On a Scale of 1 to 5
Packtenna Mini Dipole
Anker Battery Pack
On The Air:
Number of QSO's
Yes: LOTW, SOTA, POTA
After several months of being stuck at 499 points, I needed to activate a SOTA summit so I could reach the 500 point milestone. The last activation I completed was Mt Katahdin in Maine back in August so I was long overdue for a hike.
I chose Blue Mountain since Skyline Drive in Shenandoah National Park was closed, cutting off access to several potential SOTA sites.
Blue Mountain is located on the Appalachian Trail in Virginia about an hour west of Washington, DC on Interstate 66. The trailhead has a nice parking lot with picnic tables and a newly refurbished bridge that crosses over a stream. I decided to hit the trail on Saturday morning and brought my dog and a very heavy overpacked backpack full of warm winter gear. The forecast had temperatures with lows in the 20’s and highs in the mid 30’s.
My plan was to walk 4 miles from the trailhead to Blue Mountain and do a SOTA/POTA activation. Considering the temps, I planned on making my radio operation time very short (less than hour). I find that operating in cold temperatures for over an hour that I tend to get stiff joints and slightly hypothermic.
Overall the hike was planned out for 8 miles round trip and 1600 feet in elevation gain. I had hiked this part of the AT on several occasions as this part of the trail I often use to set up my hammock and try out new radio gear as the trail has easy access and plenty of space to relax.
Arriving at the trailhead that morning and getting my gear out, the 20 degree temps were a rude awakening after being in a warm car. I got the dog suited up with this winter jacket and grabbed my gear. In my experience when hiking in cold temperatures, if you start out cold you will have a better chance of thermoregulation than starting all bundled up and warm. Winter hiking is tough…too much clothes and you sweat which leads to being cold. Too little clothes and you are miserable. It is a balancing act in keeping moisture and temperature in check.
As far as gear, I was wearing Patagonia thermal top/bottoms, gloves, hat and wool buff. The wool buff I used around my neck to keep my neck blood flow warm. No sense cooling off the blood flow to my brain.
After an hour of hiking I was seriously debating if this hike was a good idea or if I should just bail on it all together. Truth be told I was pretty miserable, between the elevation gain and cold temperatures. The dog seemed to be doing okay so we continued.
Part of the reason I enjoy hiking is getting myself out of my comfort zone and challenging myself.
This hike was no exception. Along with the cold was some decent elevation gain. Along the way I passed the Manassas Gap AT shelter, and made my way towards Blue Mountain. This SOTA site is a large commercial radio tower site that sits right along a road. To get the the site from the AT, I had to bush wack up the side of a pretty steep hill. Since it was winter, it was easy to see the antennas on the tower making for easy navigation.

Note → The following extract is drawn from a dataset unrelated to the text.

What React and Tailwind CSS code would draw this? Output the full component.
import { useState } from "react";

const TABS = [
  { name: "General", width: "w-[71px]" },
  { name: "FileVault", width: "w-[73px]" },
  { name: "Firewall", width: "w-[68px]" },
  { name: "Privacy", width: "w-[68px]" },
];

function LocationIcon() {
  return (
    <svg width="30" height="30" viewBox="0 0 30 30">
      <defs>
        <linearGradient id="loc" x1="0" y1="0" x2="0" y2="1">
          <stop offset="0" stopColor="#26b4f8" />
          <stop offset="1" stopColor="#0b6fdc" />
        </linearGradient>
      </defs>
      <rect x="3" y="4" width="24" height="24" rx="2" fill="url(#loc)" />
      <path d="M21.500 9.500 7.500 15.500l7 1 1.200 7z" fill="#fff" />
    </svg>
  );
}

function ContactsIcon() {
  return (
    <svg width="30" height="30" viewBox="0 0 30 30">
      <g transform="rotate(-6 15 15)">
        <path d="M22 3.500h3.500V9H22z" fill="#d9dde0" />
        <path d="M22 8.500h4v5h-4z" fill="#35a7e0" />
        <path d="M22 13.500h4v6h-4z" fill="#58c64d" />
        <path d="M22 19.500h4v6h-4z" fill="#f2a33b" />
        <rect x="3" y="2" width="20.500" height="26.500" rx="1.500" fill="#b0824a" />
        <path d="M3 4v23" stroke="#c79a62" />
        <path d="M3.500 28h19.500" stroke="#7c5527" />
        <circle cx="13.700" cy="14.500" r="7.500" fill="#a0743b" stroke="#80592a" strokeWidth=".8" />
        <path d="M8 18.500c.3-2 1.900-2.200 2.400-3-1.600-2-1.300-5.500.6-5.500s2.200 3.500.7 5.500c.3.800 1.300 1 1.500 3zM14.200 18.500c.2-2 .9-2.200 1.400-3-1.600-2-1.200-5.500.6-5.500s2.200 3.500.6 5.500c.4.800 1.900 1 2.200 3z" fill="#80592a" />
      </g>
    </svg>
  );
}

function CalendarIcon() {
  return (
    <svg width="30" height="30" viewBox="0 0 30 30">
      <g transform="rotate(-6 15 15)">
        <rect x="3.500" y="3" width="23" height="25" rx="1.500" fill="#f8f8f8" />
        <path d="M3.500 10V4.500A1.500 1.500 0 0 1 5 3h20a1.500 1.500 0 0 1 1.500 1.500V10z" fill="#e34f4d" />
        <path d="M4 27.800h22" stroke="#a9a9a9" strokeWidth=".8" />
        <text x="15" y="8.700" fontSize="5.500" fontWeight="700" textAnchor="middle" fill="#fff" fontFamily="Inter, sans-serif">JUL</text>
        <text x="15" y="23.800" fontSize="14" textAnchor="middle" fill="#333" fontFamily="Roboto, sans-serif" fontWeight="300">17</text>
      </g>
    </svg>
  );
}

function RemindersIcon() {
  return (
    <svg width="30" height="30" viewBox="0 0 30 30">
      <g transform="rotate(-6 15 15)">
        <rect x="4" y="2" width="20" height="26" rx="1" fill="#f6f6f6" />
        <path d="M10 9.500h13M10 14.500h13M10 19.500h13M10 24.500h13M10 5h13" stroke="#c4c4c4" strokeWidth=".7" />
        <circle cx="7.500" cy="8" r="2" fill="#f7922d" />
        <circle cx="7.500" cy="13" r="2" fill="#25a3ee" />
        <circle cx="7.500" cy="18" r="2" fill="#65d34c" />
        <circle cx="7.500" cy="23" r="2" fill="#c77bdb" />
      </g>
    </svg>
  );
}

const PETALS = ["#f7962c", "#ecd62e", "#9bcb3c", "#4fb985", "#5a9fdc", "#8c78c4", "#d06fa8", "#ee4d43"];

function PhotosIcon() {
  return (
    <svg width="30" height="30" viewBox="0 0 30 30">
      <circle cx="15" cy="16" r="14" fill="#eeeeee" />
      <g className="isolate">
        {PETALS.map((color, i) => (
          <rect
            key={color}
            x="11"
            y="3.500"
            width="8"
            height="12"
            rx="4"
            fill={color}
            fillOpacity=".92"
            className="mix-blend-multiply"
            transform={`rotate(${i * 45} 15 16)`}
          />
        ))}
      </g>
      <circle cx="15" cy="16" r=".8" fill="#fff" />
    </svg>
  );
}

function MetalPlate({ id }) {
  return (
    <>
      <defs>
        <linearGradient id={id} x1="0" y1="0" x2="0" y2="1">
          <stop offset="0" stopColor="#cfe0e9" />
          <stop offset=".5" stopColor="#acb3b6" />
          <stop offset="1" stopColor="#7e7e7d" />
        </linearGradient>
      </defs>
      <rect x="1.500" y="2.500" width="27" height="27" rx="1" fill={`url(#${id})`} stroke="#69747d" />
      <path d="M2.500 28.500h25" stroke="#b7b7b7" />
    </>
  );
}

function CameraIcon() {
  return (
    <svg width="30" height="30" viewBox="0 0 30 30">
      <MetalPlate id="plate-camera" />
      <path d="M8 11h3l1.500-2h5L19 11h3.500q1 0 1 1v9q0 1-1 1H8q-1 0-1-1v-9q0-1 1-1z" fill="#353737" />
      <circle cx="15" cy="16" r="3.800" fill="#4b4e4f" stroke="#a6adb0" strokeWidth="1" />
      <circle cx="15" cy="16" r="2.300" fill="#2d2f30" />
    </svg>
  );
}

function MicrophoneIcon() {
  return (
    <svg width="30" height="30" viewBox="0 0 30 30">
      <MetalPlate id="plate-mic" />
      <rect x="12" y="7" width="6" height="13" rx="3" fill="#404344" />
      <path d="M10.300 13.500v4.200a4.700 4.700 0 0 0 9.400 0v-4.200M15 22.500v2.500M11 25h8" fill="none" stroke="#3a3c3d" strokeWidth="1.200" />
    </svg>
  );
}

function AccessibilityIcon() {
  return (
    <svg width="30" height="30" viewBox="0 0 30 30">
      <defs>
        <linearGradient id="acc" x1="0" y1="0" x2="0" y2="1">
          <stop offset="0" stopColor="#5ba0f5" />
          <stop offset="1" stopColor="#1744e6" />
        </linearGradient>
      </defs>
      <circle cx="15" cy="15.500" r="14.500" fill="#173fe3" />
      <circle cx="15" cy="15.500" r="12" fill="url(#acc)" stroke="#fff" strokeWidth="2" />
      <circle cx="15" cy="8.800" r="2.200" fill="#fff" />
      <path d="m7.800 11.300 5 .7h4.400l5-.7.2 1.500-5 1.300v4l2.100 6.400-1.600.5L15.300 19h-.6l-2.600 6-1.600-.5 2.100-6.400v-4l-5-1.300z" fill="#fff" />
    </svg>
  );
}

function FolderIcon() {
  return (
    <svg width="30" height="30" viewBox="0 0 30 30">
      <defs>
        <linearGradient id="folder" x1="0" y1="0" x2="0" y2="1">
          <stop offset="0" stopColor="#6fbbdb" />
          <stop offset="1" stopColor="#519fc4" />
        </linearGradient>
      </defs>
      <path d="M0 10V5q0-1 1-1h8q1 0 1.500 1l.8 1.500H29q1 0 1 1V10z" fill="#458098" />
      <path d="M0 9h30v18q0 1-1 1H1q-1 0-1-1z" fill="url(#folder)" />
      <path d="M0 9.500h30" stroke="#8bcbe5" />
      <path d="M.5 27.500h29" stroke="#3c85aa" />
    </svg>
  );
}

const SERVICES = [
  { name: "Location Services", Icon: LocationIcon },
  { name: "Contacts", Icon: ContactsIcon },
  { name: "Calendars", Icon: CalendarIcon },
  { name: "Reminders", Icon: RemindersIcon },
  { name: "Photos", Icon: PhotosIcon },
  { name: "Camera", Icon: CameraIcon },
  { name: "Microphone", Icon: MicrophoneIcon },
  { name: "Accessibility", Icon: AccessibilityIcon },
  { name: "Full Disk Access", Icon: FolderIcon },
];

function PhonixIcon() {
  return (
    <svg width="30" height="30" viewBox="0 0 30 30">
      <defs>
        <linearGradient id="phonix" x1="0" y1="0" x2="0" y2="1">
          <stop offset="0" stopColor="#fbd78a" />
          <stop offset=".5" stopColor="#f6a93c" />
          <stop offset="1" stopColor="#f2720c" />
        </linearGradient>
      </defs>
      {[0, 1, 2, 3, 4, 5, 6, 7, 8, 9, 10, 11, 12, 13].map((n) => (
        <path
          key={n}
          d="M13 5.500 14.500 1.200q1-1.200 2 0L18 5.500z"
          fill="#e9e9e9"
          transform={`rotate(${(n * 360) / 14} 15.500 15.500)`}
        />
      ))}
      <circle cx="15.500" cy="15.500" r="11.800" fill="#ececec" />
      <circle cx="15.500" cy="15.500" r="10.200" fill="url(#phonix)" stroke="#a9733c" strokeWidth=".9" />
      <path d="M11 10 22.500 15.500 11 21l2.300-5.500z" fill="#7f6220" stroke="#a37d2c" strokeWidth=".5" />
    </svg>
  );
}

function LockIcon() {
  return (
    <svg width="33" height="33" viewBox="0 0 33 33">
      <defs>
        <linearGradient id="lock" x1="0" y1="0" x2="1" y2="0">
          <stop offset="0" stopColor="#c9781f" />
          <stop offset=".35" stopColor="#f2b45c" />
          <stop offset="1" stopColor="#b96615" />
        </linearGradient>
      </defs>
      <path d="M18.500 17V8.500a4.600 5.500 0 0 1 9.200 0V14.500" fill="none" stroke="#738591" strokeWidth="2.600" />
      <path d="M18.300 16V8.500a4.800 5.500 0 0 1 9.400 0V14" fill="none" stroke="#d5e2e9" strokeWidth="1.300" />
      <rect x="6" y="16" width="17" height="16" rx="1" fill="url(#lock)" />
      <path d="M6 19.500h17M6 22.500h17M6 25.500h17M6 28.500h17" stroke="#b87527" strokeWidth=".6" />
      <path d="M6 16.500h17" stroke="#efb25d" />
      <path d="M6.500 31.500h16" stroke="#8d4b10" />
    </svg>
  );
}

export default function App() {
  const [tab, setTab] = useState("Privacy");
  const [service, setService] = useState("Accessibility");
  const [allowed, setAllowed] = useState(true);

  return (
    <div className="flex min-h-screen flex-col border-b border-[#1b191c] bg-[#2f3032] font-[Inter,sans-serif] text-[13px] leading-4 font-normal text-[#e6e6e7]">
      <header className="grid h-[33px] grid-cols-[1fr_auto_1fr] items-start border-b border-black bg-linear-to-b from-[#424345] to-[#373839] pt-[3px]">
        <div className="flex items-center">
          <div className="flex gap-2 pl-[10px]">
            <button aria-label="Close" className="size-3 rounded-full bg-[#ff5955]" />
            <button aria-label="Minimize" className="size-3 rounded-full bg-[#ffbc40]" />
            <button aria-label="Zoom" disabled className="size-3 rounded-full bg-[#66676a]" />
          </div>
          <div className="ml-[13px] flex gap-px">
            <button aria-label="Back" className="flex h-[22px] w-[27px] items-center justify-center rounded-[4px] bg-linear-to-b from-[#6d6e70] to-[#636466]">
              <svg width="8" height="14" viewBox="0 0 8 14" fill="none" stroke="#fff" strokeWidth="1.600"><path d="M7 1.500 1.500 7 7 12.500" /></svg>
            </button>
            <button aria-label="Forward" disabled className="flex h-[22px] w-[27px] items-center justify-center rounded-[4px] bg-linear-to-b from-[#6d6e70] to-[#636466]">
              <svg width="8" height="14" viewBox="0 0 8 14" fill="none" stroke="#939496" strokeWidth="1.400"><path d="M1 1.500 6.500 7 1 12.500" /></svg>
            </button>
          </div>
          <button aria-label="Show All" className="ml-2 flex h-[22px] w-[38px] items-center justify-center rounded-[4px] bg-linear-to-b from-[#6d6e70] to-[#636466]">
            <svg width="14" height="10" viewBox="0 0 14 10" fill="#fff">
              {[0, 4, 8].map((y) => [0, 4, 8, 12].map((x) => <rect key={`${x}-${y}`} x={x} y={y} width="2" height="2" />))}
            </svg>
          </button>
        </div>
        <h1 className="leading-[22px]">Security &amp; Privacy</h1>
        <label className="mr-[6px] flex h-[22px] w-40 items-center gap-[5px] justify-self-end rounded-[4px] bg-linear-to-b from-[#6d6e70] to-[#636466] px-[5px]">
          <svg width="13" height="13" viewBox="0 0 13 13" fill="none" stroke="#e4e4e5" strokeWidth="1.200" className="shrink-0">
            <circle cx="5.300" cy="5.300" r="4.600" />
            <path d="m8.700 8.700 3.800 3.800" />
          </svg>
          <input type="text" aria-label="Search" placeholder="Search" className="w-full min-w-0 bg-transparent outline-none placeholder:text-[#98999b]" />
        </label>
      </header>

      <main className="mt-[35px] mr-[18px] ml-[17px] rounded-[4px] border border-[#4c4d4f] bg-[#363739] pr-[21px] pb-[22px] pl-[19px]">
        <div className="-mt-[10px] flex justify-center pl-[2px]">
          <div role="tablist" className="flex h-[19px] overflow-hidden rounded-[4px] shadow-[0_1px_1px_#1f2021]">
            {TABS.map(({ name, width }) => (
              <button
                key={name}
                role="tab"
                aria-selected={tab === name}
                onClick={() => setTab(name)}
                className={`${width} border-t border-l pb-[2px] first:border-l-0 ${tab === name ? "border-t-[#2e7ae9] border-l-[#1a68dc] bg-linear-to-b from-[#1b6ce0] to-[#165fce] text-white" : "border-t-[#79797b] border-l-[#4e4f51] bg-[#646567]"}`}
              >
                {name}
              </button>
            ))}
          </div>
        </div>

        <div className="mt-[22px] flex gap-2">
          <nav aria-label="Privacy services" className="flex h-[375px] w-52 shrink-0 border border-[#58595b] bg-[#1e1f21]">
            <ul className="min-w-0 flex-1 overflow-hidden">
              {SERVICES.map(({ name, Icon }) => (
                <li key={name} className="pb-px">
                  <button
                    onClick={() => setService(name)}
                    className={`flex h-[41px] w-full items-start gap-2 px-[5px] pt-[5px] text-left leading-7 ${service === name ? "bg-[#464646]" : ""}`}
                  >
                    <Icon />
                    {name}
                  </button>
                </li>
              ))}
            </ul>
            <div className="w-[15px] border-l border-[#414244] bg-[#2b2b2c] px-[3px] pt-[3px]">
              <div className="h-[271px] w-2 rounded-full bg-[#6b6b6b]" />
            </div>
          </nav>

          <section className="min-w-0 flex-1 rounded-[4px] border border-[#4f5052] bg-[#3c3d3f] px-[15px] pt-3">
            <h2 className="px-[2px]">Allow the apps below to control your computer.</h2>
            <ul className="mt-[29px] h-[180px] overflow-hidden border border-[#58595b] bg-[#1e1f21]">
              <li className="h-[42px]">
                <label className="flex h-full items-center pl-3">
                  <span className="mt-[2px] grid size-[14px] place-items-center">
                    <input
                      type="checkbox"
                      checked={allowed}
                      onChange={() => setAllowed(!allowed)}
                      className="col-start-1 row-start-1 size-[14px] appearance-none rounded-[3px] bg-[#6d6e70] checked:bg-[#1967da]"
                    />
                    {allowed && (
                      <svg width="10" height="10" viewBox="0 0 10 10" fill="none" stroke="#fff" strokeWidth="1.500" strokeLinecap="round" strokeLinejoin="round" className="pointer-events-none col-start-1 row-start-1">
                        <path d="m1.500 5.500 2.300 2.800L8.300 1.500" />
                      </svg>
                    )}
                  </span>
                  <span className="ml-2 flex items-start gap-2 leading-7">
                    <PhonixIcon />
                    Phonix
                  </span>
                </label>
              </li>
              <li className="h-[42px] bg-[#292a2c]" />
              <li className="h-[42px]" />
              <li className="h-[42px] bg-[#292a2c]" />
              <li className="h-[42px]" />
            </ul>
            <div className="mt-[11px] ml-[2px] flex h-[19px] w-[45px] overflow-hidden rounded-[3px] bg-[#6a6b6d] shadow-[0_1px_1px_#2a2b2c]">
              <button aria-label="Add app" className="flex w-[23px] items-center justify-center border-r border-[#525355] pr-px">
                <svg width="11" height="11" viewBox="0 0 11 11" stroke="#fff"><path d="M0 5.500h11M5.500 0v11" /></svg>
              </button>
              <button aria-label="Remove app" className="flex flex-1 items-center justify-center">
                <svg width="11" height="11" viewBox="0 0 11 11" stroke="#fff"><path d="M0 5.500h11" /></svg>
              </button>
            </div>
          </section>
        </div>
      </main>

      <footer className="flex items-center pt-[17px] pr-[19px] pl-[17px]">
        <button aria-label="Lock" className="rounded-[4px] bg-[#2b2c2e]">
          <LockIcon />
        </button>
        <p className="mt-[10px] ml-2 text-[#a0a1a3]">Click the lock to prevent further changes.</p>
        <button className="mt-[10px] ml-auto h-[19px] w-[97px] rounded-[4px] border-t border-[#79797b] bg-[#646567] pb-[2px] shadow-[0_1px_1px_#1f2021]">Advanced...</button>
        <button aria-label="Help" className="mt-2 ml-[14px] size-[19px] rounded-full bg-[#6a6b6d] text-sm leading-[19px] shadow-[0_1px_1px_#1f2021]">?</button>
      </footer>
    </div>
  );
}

Once I got the top, I set up along the trail that runs a perimeter along towers. This site can also be driven to as well, but I like the challenge of hiking much better. After getting out the sleeping bag for my dog, I quickly got my Packtenna mini dipole into a tree and got on the air. 20m sounded open and active so I found an open frequency and spotted myself. My method spotting myself is using my Garmin InReach to spot via Twitter and a friends list that I use. My good friend, Larry Burke (K5RK) spotted me on the spotting networks and even answered my CQ SOTA. After several QSO’s I decided to quickly wrap things up as I was getting frigid.
A note on the equipment failures. My KX3 microphone PTT button is broken. Along with my CW paddle (both bought from Elecraft), both become non-functioning. I worked around the broken PTT button by using the XMIT button on the radio, crisis averted! I need to send back my microphone and let Elecraft fix it.
Another issue I encountered that I hadn’t accounted for was the fact that it was currently hunting season in VA. As a result I kept stumbling across hunters, while realizing that I had on zero bright colors, mostly greens and blacks. I won’t make that mistake again.
Overall the hike ended up being close to 11 miles and 5 hours. My pace at 34 minutes/miles was to be excepted with the terrain. While the scenery is boring on this hike, the AT is well defined and easy to follow. The short bush wack up the hill to the towers was pretty easy. The road that ran parallel along the AT made for a good exit strategy in the event of an emergency. While not the most fun hike in the world, it does give me some miles to hike and a summit to activate.